Esther and Wesley Weber welcomed our group of eight into their kitchen where the table was set with light refreshments. Typical of an Old Order Mennonite lunch, Esther stacked thick slices of homemade whole wheat and white bread at the head of the table, intending to be layered with rich butter, cheddar cheese and summer sausage. Sweet pickles, carrots and apple juice complimented the salty foods.

“Don’t be shy, take two pieces,” Esther said to everyone. “There’s plenty more.”

I don’t doubt there is enough bread, cheese and meat to feed us all twice over.

We arrived at the Weber farm, just south of Elmira, by way of the Waterloo Central Railway from St. Jacobs Market. Once we disembarked the train in Elmira, a tractor-pulled wagon bumped us through the town and private back lanes to the Weber’s 100-acre property that has been in Wesley’s family for four generations.

Old Order Mennonites are a visible presence in Waterloo Region, known by their horse and buggy transportation, dark clothing and ability to live separate from society. But few people have regular interactions with the closed community unless you are a relative or have regular business dealings with local families.

The “Mennonite Excursion” that brings me to the Weber kitchen is a partnership between the WCR, the Elmira BIA and Kitchen Kuttings, an Elmira-based food shop that specializes in cheese and sausage. Esther and Wesley Weber, the Old Order Mennonite couple who offer their kitchen table as a place to learn something about Old Order Mennonite culture and history, were also integral to this experience.

Once everyone had enough food on their plates, Esther pulled up a kitchen chair beside the counter and Wesley settled beside the wood burning oven that dominated one-third of the room.

“So, what would you like to know? What questions do you have about Mennonites?” Wesley asked.
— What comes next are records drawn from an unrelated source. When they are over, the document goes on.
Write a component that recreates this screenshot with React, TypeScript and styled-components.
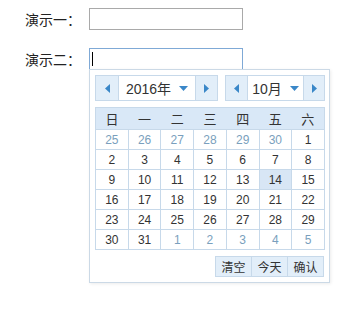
import React from "react";
import styled, { createGlobalStyle } from "styled-components";

const GlobalStyle = createGlobalStyle`
  html, body {
    margin: 0;
    padding: 0;
    background: #fff;
  }
  body {
    font-family: "Liberation Sans", "Noto Sans CJK SC", sans-serif;
    color: #333;
  }
`;

const WEEKDAYS = ["日", "一", "二", "三", "四", "五", "六"];

type Cell = { day: number; other: boolean };

// October 2016 starts on a Saturday
const buildCells = (): Cell[] => {
  const cells: Cell[] = [];
  for (let d = 25; d <= 30; d++) cells.push({ day: d, other: true });
  for (let d = 1; d <= 31; d++) cells.push({ day: d, other: false });
  let n = 1;
  while (cells.length < 42) cells.push({ day: n++, other: true });
  return cells;
};

const Arrow = ({ dir }: { dir: "left" | "right" | "down" }) => {
  if (dir === "down")
    return (
      <svg width="9" height="5" viewBox="0 0 9 5">
        <path d="M0 0h9L4.5 5z" fill="#3a87c8" />
      </svg>
    );
  return (
    <svg width="5" height="9" viewBox="0 0 5 9">
      <path d={dir === "left" ? "M5 0v9L0 4.5z" : "M0 0v9l5-4.5z"} fill="#3a87c8" />
    </svg>
  );
};

const App = () => {
  const cells = buildCells();
  const rows: Cell[][] = [];
  for (let i = 0; i < 6; i++) rows.push(cells.slice(i * 7, i * 7 + 7));

  return (
    <Page>
      <GlobalStyle />
      <Row>
        <Label>演示一：</Label>
        <Field>
          <TextInput />
        </Field>
      </Row>
      <Row>
        <Label>演示二：</Label>
        <Field>
          <TextInput $focused />
          <Caret />
          <Picker>
            <YmBar>
              <YmBox $width={123}>
                <NavBtn $width={22}>
                  <Arrow dir="left" />
                </NavBtn>
                <YmValue>
                  <span>2016年</span>
                  <Arrow dir="down" />
                </YmValue>
                <NavBtn $width={21}>
                  <Arrow dir="right" />
                </NavBtn>
              </YmBox>
              <YmBox $width={100}>
                <NavBtn $width={21}>
                  <Arrow dir="left" />
                </NavBtn>
                <YmValue>
                  <span>10月</span>
                  <Arrow dir="down" />
                </YmValue>
                <NavBtn $width={20}>
                  <Arrow dir="right" />
                </NavBtn>
              </YmBox>
            </YmBar>

            <Grid>
              <thead>
                <tr>
                  {WEEKDAYS.map((w) => (
                    <HeadCell key={w}>{w}</HeadCell>
                  ))}
                </tr>
              </thead>
              <tbody>
                {rows.map((r, i) => (
                  <tr key={i}>
                    {r.map((c, j) => (
                      <DayCell
                        key={j}
                        $other={c.other}
                        $today={!c.other && c.day === 14}
                      >
                        {c.day}
                      </DayCell>
                    ))}
                  </tr>
                ))}
              </tbody>
            </Grid>

            <Footer>
              <ActionBtn>清空</ActionBtn>
              <ActionBtn>今天</ActionBtn>
              <ActionBtn>确认</ActionBtn>
            </Footer>
          </Picker>
        </Field>
      </Row>
    </Page>
  );
};

export default App;

const Page = styled.div`
  display: flex;
  flex-direction: column;
  gap: 18px;
  padding: 8px 0 0 25px;
  width: 330px;
  height: 316px;
  box-sizing: border-box;
`;

const Row = styled.div`
  display: flex;
  align-items: center;
  height: 22px;
`;

const Label = styled.label`
  width: 64px;
  font-family: "Noto Sans CJK SC", sans-serif;
  font-size: 14px;
  color: #222;
`;

const Field = styled.div`
  position: relative;
`;

const TextInput = styled.input<{ $focused?: boolean }>`
  display: block;
  box-sizing: border-box;
  width: 154px;
  height: 22px;
  margin: 0;
  padding: 0 2px;
  border: 1px solid ${({ $focused }) => ($focused ? "#7fa9d6" : "#a9a9a9")};
  outline: none;
  background: #fff;
  caret-color: transparent;
`;

const Caret = styled.span`
  position: absolute;
  left: 3px;
  top: 4px;
  width: 1px;
  height: 14px;
  background: #000;
`;

const Picker = styled.div`
  position: absolute;
  left: 0;
  top: 21px;
  width: 241px;
  box-sizing: border-box;
  padding: 5px;
  background: #fff;
  border: 1px solid #cbd9e6;
  box-shadow: 1px 1px 3px rgba(0, 0, 0, 0.08);
  z-index: 10;
`;

const YmBar = styled.div`
  display: flex;
  justify-content: space-between;
  width: 230px;
  margin-bottom: 6px;
`;

const YmBox = styled.div<{ $width: number }>`
  display: flex;
  width: ${({ $width }) => $width}px;
  height: 26px;
  box-sizing: border-box;
  border: 1px solid #c7d9ea;
`;

const NavBtn = styled.div<{ $width: number }>`
  display: flex;
  align-items: center;
  justify-content: center;
  width: ${({ $width }) => $width}px;
  background: #e2eef9;
`;

const YmValue = styled.div`
  flex: 1;
  display: flex;
  align-items: center;
  justify-content: center;
  gap: 8px;
  border-left: 1px solid #c7d9ea;
  border-right: 1px solid #c7d9ea;
  font-size: 14px;
  color: #333;
  background: #fff;
`;

const Grid = styled.table`
  width: 230px;
  border-collapse: collapse;
  table-layout: fixed;
  border: 1px solid #c7d9ea;
`;

const HeadCell = styled.th`
  height: 21px;
  padding: 0;
  background: #d9e8f7;
  border-bottom: 1px solid #c7d9ea;
  font-family: "Noto Sans CJK SC", sans-serif;
  font-size: 13px;
  font-weight: normal;
  color: #333;
  text-align: center;
`;

const DayCell = styled.td<{ $other?: boolean; $today?: boolean }>`
  height: 19px;
  padding: 0;
  border: 1px solid #c7d9ea;
  text-align: center;
  font-size: 12px;
  color: ${({ $other }) => ($other ? "#7a9fbd" : "#333")};
  background: ${({ $today }) => ($today ? "#d8e6f5" : "#fff")};
`;

const Footer = styled.div`
  display: flex;
  justify-content: flex-end;
  margin-top: 6px;
`;

const ActionBtn = styled.div`
  width: 37px;
  height: 21px;
  box-sizing: border-box;
  display: flex;
  align-items: center;
  justify-content: center;
  border: 1px solid #c7d9ea;
  margin-left: -1px;
  background: #e2eef9;
  font-family: "Noto Sans CJK SC", sans-serif;
  font-size: 12px;
  color: #333;
`;
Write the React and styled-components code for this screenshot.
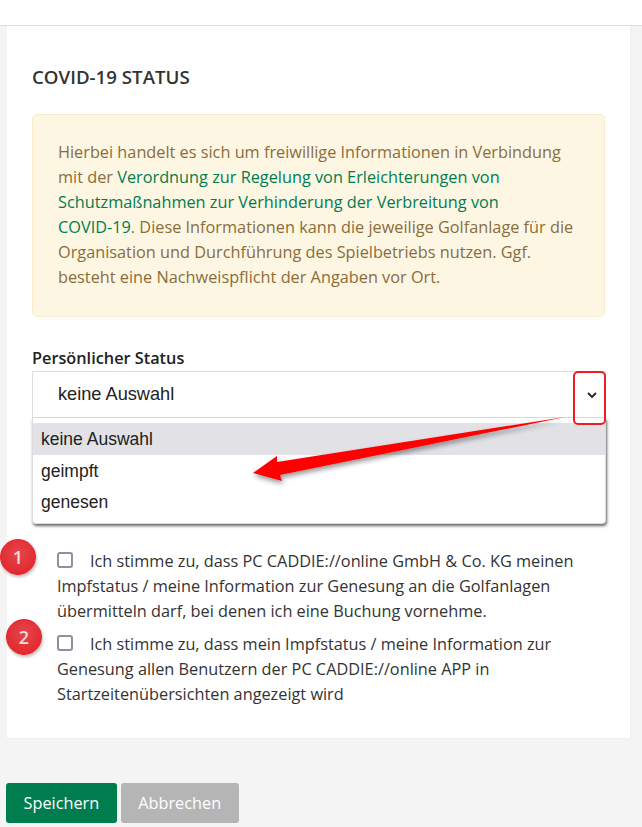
import styled, { createGlobalStyle } from "styled-components";

const GlobalStyle = createGlobalStyle`
    html, body {
        margin: 0;
        height: 827px;
        overflow: hidden;
        background-color: #f4f4f4;
        font-family: "Open Sans", "Liberation Sans", sans-serif;
        font-size: 16.3px;
        color: #333333;
    }
`;

export default function App() {
    return (
        <Page>
            <GlobalStyle />
            <TopBar />
            <Card>
                <Title>COVID-19 STATUS</Title>
                <Notice>
                    Hierbei handelt es sich um freiwillige Informationen in Verbindung
                    mit der <NoticeLink>Verordnung zur Regelung von Erleichterungen von
                    Schutzmaßnahmen zur Verhinderung der Verbreitung von <NoBreak>COVID-19</NoBreak></NoticeLink>. Diese Informationen kann die jeweilige Golfanlage für die
                    Organisation und Durchführung des Spielbetriebs nutzen. Ggf.
                    besteht eine Nachweispflicht der Angaben vor Ort.
                </Notice>

                <FieldLabel>Persönlicher Status</FieldLabel>
                <SelectWrap>
                    <SelectBox>
                        keine Auswahl
                        <svg width="12" height="12" viewBox="0 0 12 12" fill="none">
                            <path d="M2 4l4 4 4-4" stroke="#222" strokeWidth="1.8" />
                        </svg>
                    </SelectBox>
                    <OptionList>
                        <Option $active>keine Auswahl</Option>
                        <Option>geimpft</Option>
                        <Option>genesen</Option>
                    </OptionList>
                    <RedFrame />
                </SelectWrap>

                <Consent>
                    <Tick />
                    Ich stimme zu, dass PC CADDIE://online GmbH &amp; Co. KG meinen
                    Impfstatus / meine Information zur Genesung an die Golfanlagen
                    übermitteln darf, bei denen ich eine Buchung vornehme.
                    <Badge $left={-57} $top={-10}>1</Badge>
                </Consent>
                <Consent>
                    <Tick />
                    Ich stimme zu, dass mein Impfstatus / meine Information zur
                    Genesung allen Benutzern der PC CADDIE://online APP in
                    Startzeitenübersichten angezeigt wird
                    <Badge $left={-51} $top={-13}>2</Badge>
                </Consent>
            </Card>
            <Buttons>
                <Button $bg="#007d4e">Speichern</Button>
                <Button $bg="#b5b5b5">Abbrechen</Button>
            </Buttons>
            <Arrow viewBox="0 0 642 827" width="642" height="827">
                <defs>
                    <filter id="arrowShadow" x="-10%" y="-30%" width="120%" height="170%">
                        <feDropShadow dx="1" dy="3" stdDeviation="2.5" floodColor="#000" floodOpacity="0.4" />
                    </filter>
                </defs>
                <path
                    d="M565 417 L277 462 L277 456 L253 473 L282 481 L280 475 Z"
                    fill="#ff0000"
                    filter="url(#arrowShadow)"
                />
            </Arrow>
        </Page>
    );
}

const Page = styled.div`
    position: relative;
    width: 642px;
    height: 827px;
    overflow: hidden;
`;

const TopBar = styled.div`
    height: 25px;
    background-color: #ffffff;
    border-bottom: 1px solid #dddddd;
`;

const Card = styled.div`
    margin: 0 11px 0 7px;
    height: 713px;
    box-sizing: border-box;
    padding: 39px 24px 0 25px;
    background-color: #ffffff;
    border: 1px solid #eeeeee;
    border-top: 0;
    border-left: 0;
`;

const Title = styled.h2`
    margin: 0 0 25px;
    font-size: 18.7px;
    line-height: 24px;
    font-weight: 600;
    color: #333333;
`;

const Notice = styled.div`
    box-sizing: border-box;
    height: 203px;
    margin-right: 1px;
    padding: 25px 25px;
    background-color: #fdf6e3;
    border: 1px solid #faebcc;
    border-radius: 5px;
    line-height: 25px;
    color: #8a6d3b;
`;

const NoticeLink = styled.span`
    color: #007d4e;
`;

const NoBreak = styled.span`
    white-space: nowrap;
`;

const FieldLabel = styled.div`
    margin-top: 29px;
    font-weight: 600;
    line-height: 25px;
    color: #222222;
`;

const SelectWrap = styled.div`
    position: relative;
    margin-bottom: 131px;
`;

const SelectBox = styled.div`
    display: flex;
    justify-content: space-between;
    align-items: center;
    box-sizing: border-box;
    height: 47px;
    padding: 0 7px 0 25px;
    border: 1px solid #dddddd;
    font-family: "Liberation Sans", Arial, sans-serif;
    font-size: 18.2px;
    color: #222222;
`;

const OptionList = styled.div`
    position: absolute;
    top: 47px;
    left: 0;
    right: 0;
    box-sizing: border-box;
    height: 106px;
    padding-top: 5px;
    background-color: #ffffff;
    border-radius: 0 0 4px 4px;
    border: 1px solid #dddddd;
    border-top: 0;
    box-shadow: 1px 2px 3px rgba(0, 0, 0, 0.6);
    font-family: "Liberation Sans", Arial, sans-serif;
    font-size: 17.5px;
    color: #222222;
`;

const Option = styled.div`
    height: 32px;
    line-height: 32px;
    padding-left: 8px;
    background-color: ${props => (props.$active ? "#e1e1e6" : "transparent")};
    & + & {
        height: 31px;
        line-height: 33px;
    }
`;

const RedFrame = styled.div`
    position: absolute;
    top: 0;
    right: 0;
    width: 33px;
    height: 54px;
    box-sizing: border-box;
    border: 2px solid #ee1c25;
    border-radius: 5px;
`;

const Consent = styled.div`
    position: relative;
    margin-left: 25px;
    margin-bottom: 8px;
    line-height: 25px;
    color: #333333;
`;

const Tick = styled.span`
    display: inline-block;
    width: 16px;
    height: 16px;
    box-sizing: border-box;
    margin-right: 17px;
    vertical-align: -1px;
    background-color: #ffffff;
    border: 2px solid #8f8f9d;
    border-radius: 3px;
`;

const Badge = styled.div`
    position: absolute;
    left: ${props => props.$left}px;
    top: ${props => props.$top}px;
    width: 36px;
    height: 36px;
    box-sizing: border-box;
    border: 1px solid #f01c24;
    border-radius: 50%;
    background: radial-gradient(circle at 50% 40%, #e4474c, #e01f27);
    box-shadow: 1px 2px 3px rgba(0, 0, 0, 0.25);
    color: #f6dcdc;
    font-size: 18px;
    font-weight: 600;
    line-height: 34px;
    text-align: center;
`;

const Buttons = styled.div`
    display: flex;
    gap: 4px;
    margin: 44px 0 0 6px;
`;

const Button = styled.button`
    height: 40px;
    padding: 0 17.5px;
    background-color: ${props => props.$bg};
    border: 0;
    border-radius: 3px;
    font-family: "Open Sans", sans-serif;
    font-size: 16.3px;
    color: #ffffff;
`;

const Arrow = styled.svg`
    position: absolute;
    top: 0;
    left: 0;
    pointer-events: none;
`;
For the next hour, Esther and Wesley answered questions and told stories: how they met and married; why the youngest son gets to take over the family farm; how the community deals with medical care and education since they don’t pay taxes for government services; how families take care of their elderly at home for as long as possible; the changing nature of farming for young families as land in southern Ontario becomes more scarce and more expensive; what the singing sounds like in their churches; how they make a living; whether or not they play musical instruments and how young people decide to become church members.

Neither Esther nor Wesley shied away from questions about the roles of women and men in the community.

To the Webers, an invitation to their home on a Thursday morning is more than just a food sampling. In 10+ years of welcoming visitors to their kitchen, they have hosted people from across the globe, as the collection of international fridge magnets can attest.

“It’s an opportunity for a cultural experience and we like learning about other people, too,” Esther remarked.

I learned a lot that I didn’t know (or had forgotten) about my own community and cultural heritage. The wall clock in the Weber’s kitchen chimed on the quarter hour just like the clock in my grandmother’s house. Grandma Metzger was an Old Order Mennonite and I grew up with Old Order Mennonite aunts, uncles and cousins. But that’s not an automatic pass toward full cultural understanding.

Take it from me, there is “plenty more” to learn about cultures in your own backyard when there is the opportunity to travel down a farm lane for a conversation at the kitchen table.